Many authors write because they’re driven to put words together in meaningful and creative ways. Other authors are haunted by stories that compel them to be told in prose. Some authors write because it’s a job they do well and it brings them a good income. Then there are authors who are inspired to teach lessons through their fiction. Mitch Albom is one of the fortunate few authors who successfully embodies each of these creative motivations.
We’ll begin a discussion of fiction written as a teaching tool for life lessons on Wednesday, November 14, and complete the topic on Friday, November 16 when Albom joins us as guest host to discuss his new novel, The Time Keeper.
The Time Keeper is one of those easy reads you can give your grandmother, your teenage niece, or your son’s soccer coach. Each of these people will glean something different, a lesson (or two, or many) that speaks to their individual place in life.
Albom introduces three characters as distinct from each other as autumn leaves on a maple tree. Reaching back to the dawn of human time, we meet Dor, a man who creates a means of measuring time. The means is not the message here; the obsession with the measurement is what traps Dor for an eternity as Father Time. Fast forward to the twenty-first century and we meet Victor, a man at the end of his long life who covets more time, and Sarah, a teenage girl who seeks an end to hers. Both Victor and Sarah have appointments with destiny, each of them contriving to manipulate time. Dor is given an opportunity to redeem himself from the eternal measurement of time if he can intervene in the tragic consequences that hang over Victor and Sarah. Time is stopped, an intervention is made. When time resumes its ticking, not only has the outcome changed for Victor and Sarah, but for Father Time himself.
Written in Albom’s signature prose, sparse and still pregnant with meaning, The Time Keeper, can be read in one sitting, yet will be remembered long after.
Albom is an internationally renowned and bestselling author, journalist, screenwriter, playwright, radio and television broadcaster and musician. His books have collectively sold over 33 million copies worldwide; have been published in forty-one territories and in forty-two languages around the world; and have been made into Emmy Award-winning and critically-acclaimed television movies.

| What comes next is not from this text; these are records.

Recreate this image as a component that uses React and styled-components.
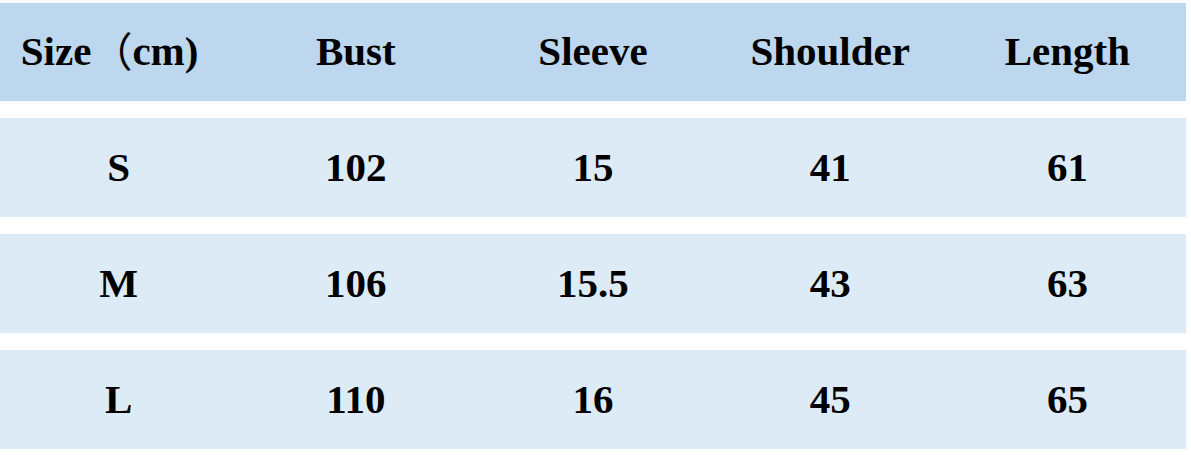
import React from "react";
import styled, { createGlobalStyle } from "styled-components";

const GlobalStyle = createGlobalStyle`
  body {
    margin: 0;
    background: #ffffff;
  }
`;

const Table = styled.div`
  width: 1186px;
  padding-top: 3px;
  display: flex;
  flex-direction: column;
  gap: 17px;
  font-family: "Liberation Serif", "Noto Sans CJK SC", serif;
  font-weight: 700;
  font-size: 41px;
  color: #000;
`;

const Row = styled.div`
  display: grid;
  grid-template-columns: repeat(5, 1fr);
  height: ${(p) => (p.$head ? "98px" : "99px")};
  background: ${(p) => (p.$head ? "#bdd7ee" : "#ddebf7")};
`;

const Cell = styled.div`
  display: flex;
  align-items: center;
  justify-content: center;
  padding-bottom: 2px;
  padding-right: ${(p) => (p.$shift ? "18px" : "0")};
  white-space: nowrap;
`;

const Paren = styled.span`
  font-family: "Noto Sans CJK SC", sans-serif;
  font-weight: 400;
  position: relative;
  top: -2px;
`;

const rows = [
  ["S", "102", "15", "41", "61"],
  ["M", "106", "15.5", "43", "63"],
  ["L", "110", "16", "45", "65"],
];

export default function App() {
  return (
    <>
      <GlobalStyle />
      <Table>
        <Row $head>
          <Cell $shift>
            Size<Paren>（</Paren>cm)
          </Cell>
          <Cell>Bust</Cell>
          <Cell>Sleeve</Cell>
          <Cell>Shoulder</Cell>
          <Cell>Length</Cell>
        </Row>
        {rows.map((r) => (
          <Row key={r[0]}>
            {r.map((v, i) => (
              <Cell key={i}>{v}</Cell>
            ))}
          </Row>
        ))}
      </Table>
    </>
  );
}
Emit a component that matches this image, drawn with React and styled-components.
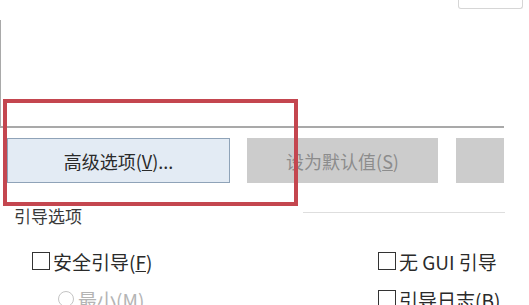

Albom’s first book, the memoir Tuesdays with Morrie, is the chronicle of Mitch’s time spent with his beloved professor. Albom wrote the book as a labor of love to help pay Morrie’s medical bills. It spent four years on the New York Times Bestseller list and is now the most successful memoir ever published. For One More Day debuted at No.1 on the New York Times Bestseller List and spent nine months on the list. In October 2006, For One More Day was the first book chosen by Starbucks in the newly launched Book Break Program, which also helped fight illiteracy by donating one dollar from every book sold to Jumpstart. Have a Little Faith was released in September 2009 and selected by Oprah.com as the best nonfiction book of 2009.